Naturally I was hooked.  The next few years saw me buying GSXR1100’s, tuning them, polishing them and getting fancy paint just to see if I was a worthy contender for such a build.  After one fantastic such build I decided to sell the latest project to fund my first Spondon frame.

A call to Bob Stephenson who was co owner of the factory, and I was on my way to Spondon in Derbyshire.  A large wad of cash was handed over and a date was made to collect my frame seven months later.  Whilst waiting a donor GSXR1100 was purchased, broken down, and the parts needed were polished to within an inch of their life.  The frame was collected on the agreed date, and within a week she was running.  Within two, she was painted and on the road.  House of Kolors Candy cobalt blue was chosen as the Spondon engineering sign has a blue back drop.  All went well; handling on GSXR forks/wheels was sublime to say the least, and we had a very good four years together, then she got sold!

Spondon GSXR1100

To this day I don’t know why.  Whilst owning the Spondon a child had come into my life, priorities had changed–bigger house, bigger commitments I don’t know–I do know from the point it was sold, I felt lost!

I bought and sold countless bikes and all were fabulous but they didn’t have the Spondon edge; it was like living in motorcycle limbo.

Spondon 2:  The ‘Busa

We jump quite a few years and the intervention of social media:  out of the blue comes a message of a Spondon Busa for sale.  With the help of some friends the bike is tracked down to a house in London, a phone call secures the deal and a week later I again am the proud owner of a Spondon-framed special.  The bike’s history is a little checkered, but she has names on her that adorn some of the best bikes in the world:  Ohlins, Brembo, Dymag, AP Lockheed to name a few.  A visit to the local dyno reveals a power issue of only 129bhp on a bike that should be putting out 150 stock.  Motor out time, and I lift the head to find nine bent valves (and still pumping 129 ponies!).  Whilst the motor was out, I asked the same painter who painted my first Spondon–John Tooze of Re-Born to be Wild–to work his magic, which he did amazingly well….he’s so good it hurts!

Spondon Hayabusa

Tim Dudley, who I always use for making my seats, took the front Honda SP1 pad, recovered it, and also stitched the Hayabusa ‘Kanji’ logo into it.  Again, another perfectionist.  The bike is now spot on, handles like it’s on rails and pulls like a freight train (best not to mention wheelies!)/

I suppose selling my first was the biggest mistake, and the Hayabusa came along at the right time to console me a tad  Problem I have thouhg is the power delivery.  Hayabusa power comes in at high revs and once your up around 150mph hanging on is a task in itself.  Always really wanted an “oldskool” GSXR1100 Spondon frame, but they are so rare  However, last month another was sourced in a sorry state and that too resides in my shed…there really is a god!

Spondon Busa

6 Comments

  1. Pingback: Custom Kawasaki Z1000 by Dave Solomon – BikeBound

  2. hi dave, nice read and great pics of lovely bikes, I to wanted a spondon yet I only managed a swingarm for my zzr1100 c, still after a spondon or martec as I live in spondon and went to see bob and the lads a lot.

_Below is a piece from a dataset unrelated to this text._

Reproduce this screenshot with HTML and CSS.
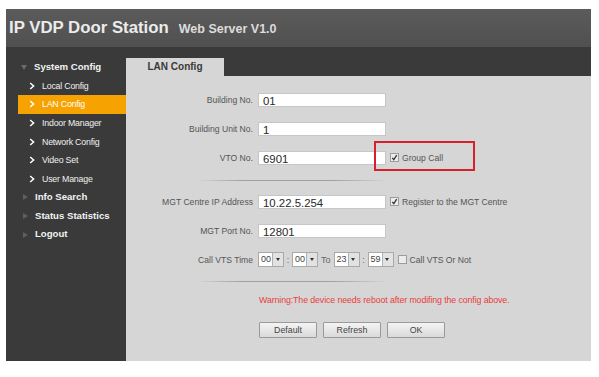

    keep up the good work.

    bob

  3. Spondon engineering built frames for ‘specials’, nothing to do with the streetfighter movement. The Streetfighter movement began in the mid 80’s when chopper builders started making a new style of chopper using running gear and engines (usually tuned) from the most powerful bike they could get their hands on.

    Seems like neither bikebound or the builder of this bike know any history.

    • Haha, to think that someone would say that Dave Solomon doesn’t know any history about Spondon or the streetfighter scene… Also, what you said doesn’t refute what we wrote in the article.

      • “Based in Derby, UK, Spondon Engineering builds custom frames that have achieved near mythic status, particularly in streetfighter circles”

        1. They packed in many years ago.